In 2011 and then again in 2013, when President Mohamed Morsi of the Muslim Brotherhood was ousted, massive public protests were the catalyst for the toppling of public leaders. The 2011 uprising followed more than three decades of dictatorship and exploded on January 25, a national holiday celebrated under Mubarak that honors the Egyptian police force.
Protests took place across the country but were centered in Cairo’s Tahrir Square, where hundreds of thousands of people shouted for the fall of the regime along with “freedom, bread and social justice.”
Aside from Mubarak’s departure from office, that call was never answered. Egypt is poorer and more insecure, and its government continues to punish political dissidents, especially ahead of the anniversary, according to Akl.
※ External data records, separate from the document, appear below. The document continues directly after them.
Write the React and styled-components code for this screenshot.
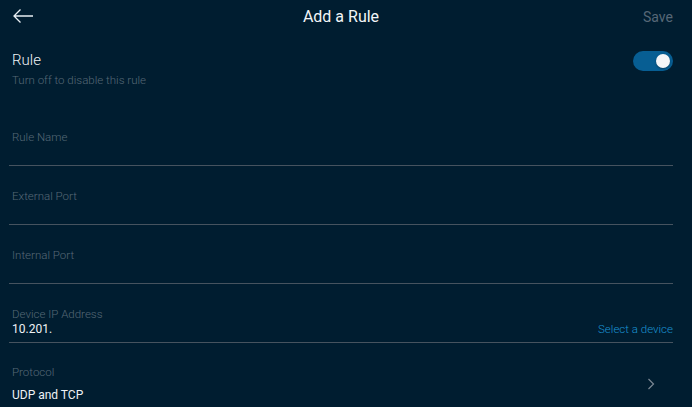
import React from 'react';
import styled, { createGlobalStyle } from 'styled-components';

const GlobalStyle = createGlobalStyle`
  html, body {
    margin: 0;
    background: #001d30;
  }
  body {
    font-family: Roboto, "Noto Sans", sans-serif;
    -webkit-font-smoothing: antialiased;
  }
`;

const Page = styled.div`
  width: 692px;
  height: 407px;
  overflow: hidden;
  background: #001d30;
  color: #e8eef2;
  padding: 0 19px 0 9px;
  box-sizing: border-box;
`;

const Header = styled.header`
  height: 32px;
  display: grid;
  grid-template-columns: 60px 1fr 60px;
  align-items: center;
`;

const BackButton = styled.button`
  background: none;
  border: 0;
  padding: 0 0 0 3px;
  display: flex;
  align-items: center;
  cursor: pointer;
`;

const Title = styled.h1`
  margin: 0;
  text-align: center;
  font-size: 16px;
  font-weight: 400;
  color: #f2f5f7;
`;

const SaveButton = styled.button`
  background: none;
  border: 0;
  padding: 0;
  justify-self: end;
  font-family: inherit;
  font-size: 14px;
  font-weight: 400;
  color: #566776;
  margin-top: 2px;
`;

const RuleRow = styled.div`
  height: 75px;
  display: flex;
  justify-content: space-between;
  align-items: flex-start;
  padding: 19px 0 0 3px;
  box-sizing: border-box;
`;

const RuleTitle = styled.div`
  font-size: 15px;
  line-height: 18px;
  font-weight: 300;
  color: #eef2f5;
`;

const RuleHint = styled.div`
  margin-top: 4px;
  font-size: 11.5px;
  line-height: 14px;
  font-weight: 300;
  color: #566876;
`;

const Toggle = styled.div`
  width: 40px;
  height: 20px;
  border-radius: 10px;
  background: ${p => (p.$on ? '#075e93' : '#3a4854')};
  display: flex;
  align-items: center;
  justify-content: ${p => (p.$on ? 'flex-end' : 'flex-start')};
  padding: 0 3px;
  box-sizing: border-box;
`;

const Knob = styled.div`
  width: 14px;
  height: 14px;
  border-radius: 50%;
  background: #f4f6f8;
  box-shadow: 0 1px 2px rgba(0, 0, 0, 0.35);
`;

const Field = styled.div`
  height: 59px;
  padding: 23px 0 0 3px;
  box-sizing: border-box;
  border-bottom: 1px solid #46535f;
`;

const Label = styled.div`
  font-size: 11.5px;
  line-height: 14px;
  font-weight: 300;
  color: #566876;
`;

const ValueRow = styled.div`
  display: flex;
  justify-content: space-between;
  align-items: center;
  margin-top: ${p => p.$gap || 1}px;
`;

const Value = styled.div`
  font-size: 12px;
  line-height: 15px;
  font-weight: 400;
  color: #eef2f5;
`;

const LinkText = styled.span`
  font-size: 11.5px;
  line-height: 15px;
  font-weight: 300;
  color: #1a93d2;
`;

const ProtocolField = styled.div`
  padding: 22px 0 0 3px;
  display: flex;
  justify-content: space-between;
  align-items: center;
`;

const Chevron = styled.svg`
  margin-right: 18px;
`;

const inputs = ['Rule Name', 'External Port', 'Internal Port'];

export default function App() {
  return (
    <>
      <GlobalStyle />
      <Page>
        <Header>
          <BackButton aria-label="Back">
            <svg width="22" height="16" viewBox="0 0 22 16" fill="none">
              <path d="M21 8H2M8.5 1.5L2 8l6.5 6.5" stroke="#e8eef2" strokeWidth="1.3" />
            </svg>
          </BackButton>
          <Title>Add a Rule</Title>
          <SaveButton>Save</SaveButton>
        </Header>

        <RuleRow>
          <div>
            <RuleTitle>Rule</RuleTitle>
            <RuleHint>Turn off to disable this rule</RuleHint>
          </div>
          <Toggle $on>
            <Knob />
          </Toggle>
        </RuleRow>

        {inputs.map(name => (
          <Field key={name}>
            <Label>{name}</Label>
          </Field>
        ))}

        <Field>
          <Label>Device IP Address</Label>
          <ValueRow>
            <Value>10.201.</Value>
            <LinkText>Select a device</LinkText>
          </ValueRow>
        </Field>

        <ProtocolField>
          <div>
            <Label>Protocol</Label>
            <ValueRow $gap={9}>
              <Value>UDP and TCP</Value>
            </ValueRow>
          </div>
          <Chevron width="8" height="12" viewBox="0 0 8 12" fill="none">
            <path d="M1.5 1l5 5-5 5" stroke="#7b8894" strokeWidth="1.2" />
          </Chevron>
        </ProtocolField>
      </Page>
    </>
  );
}
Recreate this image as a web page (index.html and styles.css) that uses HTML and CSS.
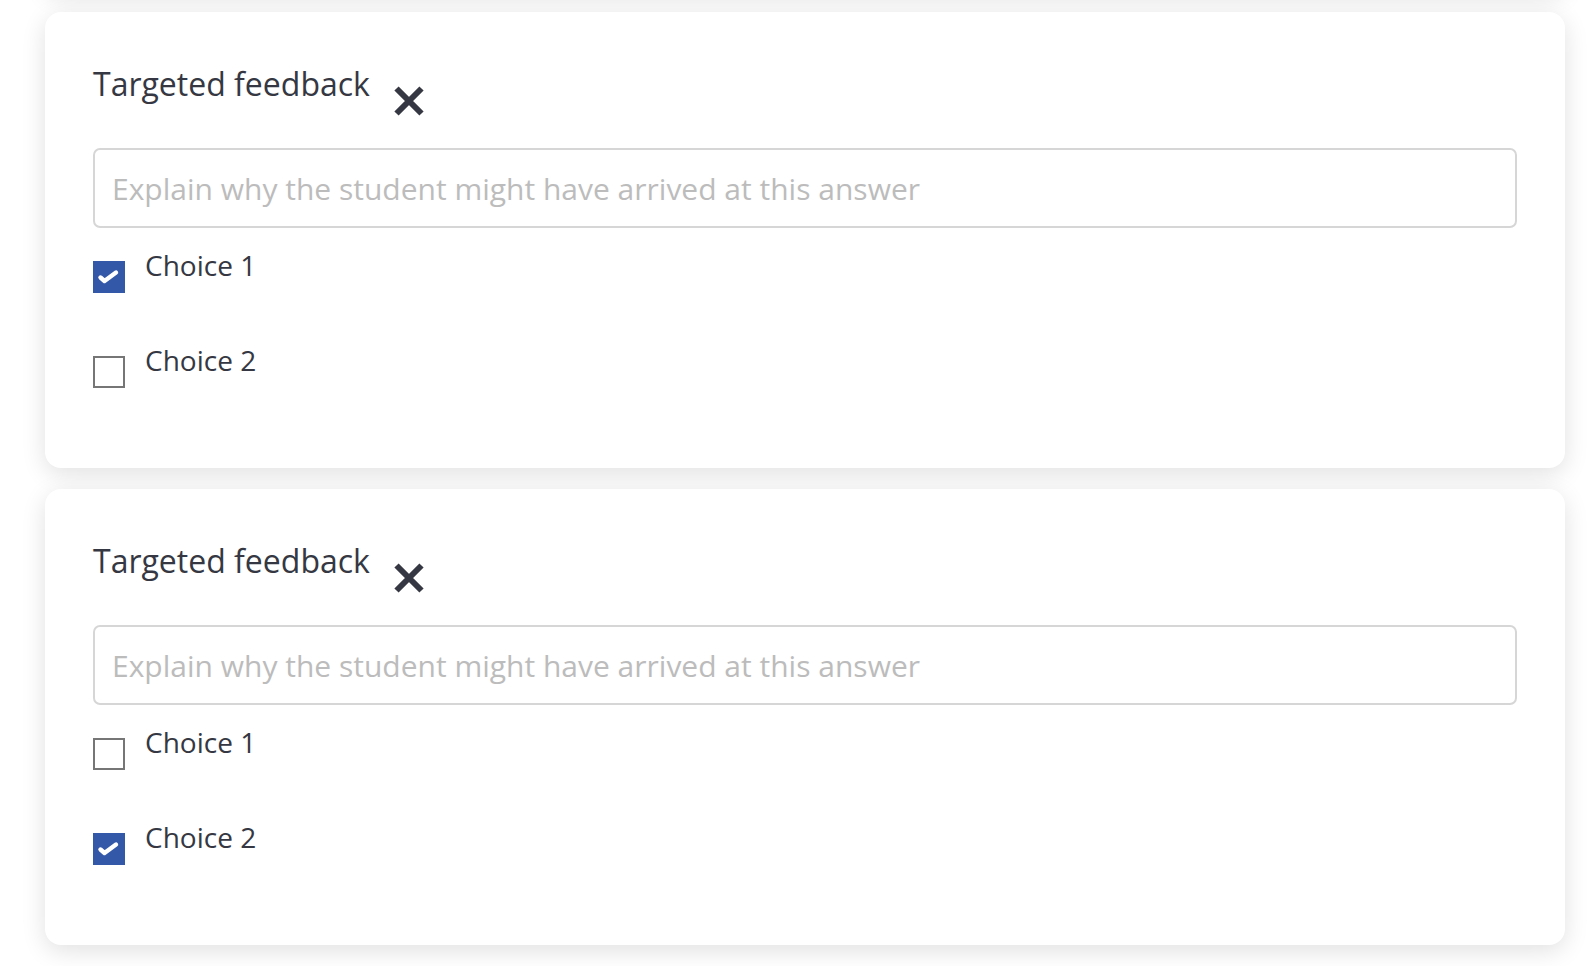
FILE: index.html
```html
<!DOCTYPE html>
<html lang="en">
<head>
<meta charset="utf-8">
<title>Targeted feedback</title>
<link rel="stylesheet" href="styles.css">
</head>
<body>
<div class="list">
  <div class="card card-prev"></div>

  <section class="card">
    <div class="title-row">
      <h2 class="title">Targeted feedback</h2>
      <button class="close" aria-label="Remove">
        <svg viewBox="0 0 32 32" width="32" height="32"><path d="M3.5 3.5 L28.5 28.5 M28.5 3.5 L3.5 28.5" stroke="#353842" stroke-width="6" fill="none"/></svg>
      </button>
    </div>
    <input class="field" type="text" placeholder="Explain why the student might have arrived at this answer">
    <div class="choices">
      <label class="choice">
        <span class="box checked"><svg viewBox="0 0 32 32" width="32" height="32"><path d="M7.5 16.5 L11.5 20 L23 11.5" stroke="#fff" stroke-width="4.4" fill="none" stroke-linecap="round" stroke-linejoin="round"/></svg></span>
        <span class="choice-text">Choice 1</span>
      </label>
      <label class="choice">
        <span class="box"></span>
        <span class="choice-text">Choice 2</span>
      </label>
    </div>
  </section>

  <section class="card">
    <div class="title-row">
      <h2 class="title">Targeted feedback</h2>
      <button class="close" aria-label="Remove">
        <svg viewBox="0 0 32 32" width="32" height="32"><path d="M3.5 3.5 L28.5 28.5 M28.5 3.5 L3.5 28.5" stroke="#353842" stroke-width="6" fill="none"/></svg>
      </button>
    </div>
    <input class="field" type="text" placeholder="Explain why the student might have arrived at this answer">
    <div class="choices">
      <label class="choice">
        <span class="box"></span>
        <span class="choice-text">Choice 1</span>
      </label>
      <label class="choice">
        <span class="box checked"><svg viewBox="0 0 32 32" width="32" height="32"><path d="M7.5 16.5 L11.5 20 L23 11.5" stroke="#fff" stroke-width="4.4" fill="none" stroke-linecap="round" stroke-linejoin="round"/></svg></span>
        <span class="choice-text">Choice 2</span>
      </label>
    </div>
  </section>
</div>
</body>
</html>
```

FILE: styles.css
```css
* { box-sizing: border-box; }

html, body {
  margin: 0;
  padding: 0;
  background: #ffffff;
  overflow: hidden;
}

body {
  font-family: "Open Sans", "Noto Sans", sans-serif;
  color: #353842;
  width: 1592px;
  height: 966px;
}

.list {
  display: flex;
  flex-direction: column;
  gap: 21px;
  padding: 0 27px 0 45px;
  margin-top: -200px;
}

.card {
  background: #ffffff;
  border-radius: 16px;
  box-shadow: 0 6px 24px rgba(0, 0, 0, 0.12);
  padding: 48px 48px 80px 48px;
  width: 1520px;
}

.card-prev {
  height: 191px;
  padding: 0;
}

.title-row {
  display: flex;
  align-items: flex-start;
  height: 56px;
}

.title {
  margin: 2px 0 0 0;
  font-size: 32px;
  line-height: 44px;
  font-weight: 400;
  color: #353842;
}

.close {
  margin: 25px 0 0 23px;
  padding: 0;
  border: 0;
  background: transparent;
  width: 32px;
  height: 32px;
  display: block;
  cursor: pointer;
}

.close svg { display: block; }

.field {
  display: block;
  margin-top: 32px;
  width: 100%;
  height: 80px;
  border: 2px solid #d6d6d6;
  border-radius: 7px;
  padding: 0 17px;
  font-family: "Open Sans", "Noto Sans", sans-serif;
  font-size: 30px;
  color: #353842;
  background: #fff;
  outline: none;
}

.field::placeholder {
  color: #bcbcbc;
}

.choices {
  display: flex;
  flex-direction: column;
  gap: 48px;
  margin-top: 18px;
}

.choice {
  display: flex;
  align-items: flex-start;
  gap: 20px;
  cursor: pointer;
}

.box {
  width: 32px;
  height: 32px;
  margin-top: 15px;
  border: 2px solid #767676;
  background: #fff;
  flex: 0 0 auto;
  display: block;
}

.box.checked {
  border: 0;
  background: #3458a8;
}

.box svg { display: block; }

.choice-text {
  font-size: 28px;
  line-height: 40px;
  margin-top: -1px;
  color: #353842;
}
```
Current protesters in Tunisia have expressed similar complaints and Egyptian authorities are eyeing the unrest in Tunis with caution. The 2011 uprising in Egypt was inspired in part by Tunisian protesters, forcing then-President Zine El Abidine Ben Ali to step down.
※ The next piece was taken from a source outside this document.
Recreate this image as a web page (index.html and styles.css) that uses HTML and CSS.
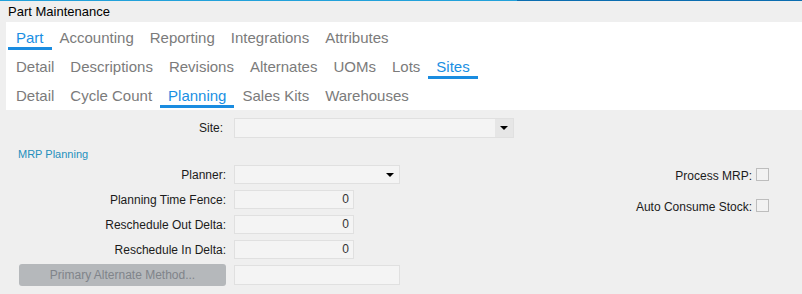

Over the past five years, many youth activists in Egypt have also become disenchanted with politics, after participating in two uprisings and ending up with a government that is notably similar to the pre-2011 regime.
“Democracy will never be available in our Arab world,” said Nubian Mohamed, a 34-year-old former activist who protested against both Mubarak and Morsi. Like many young Egyptians, he now believes that while many of the protesters intended to install a democracy, the success of the protests was due to military support. Another revolution, he said, would therefore be pointless, he said.
Egypt’s current government, led by a former defense minister, is often viewed as de facto military leadership.
“So this time for sure they will not [lend] support,” he added.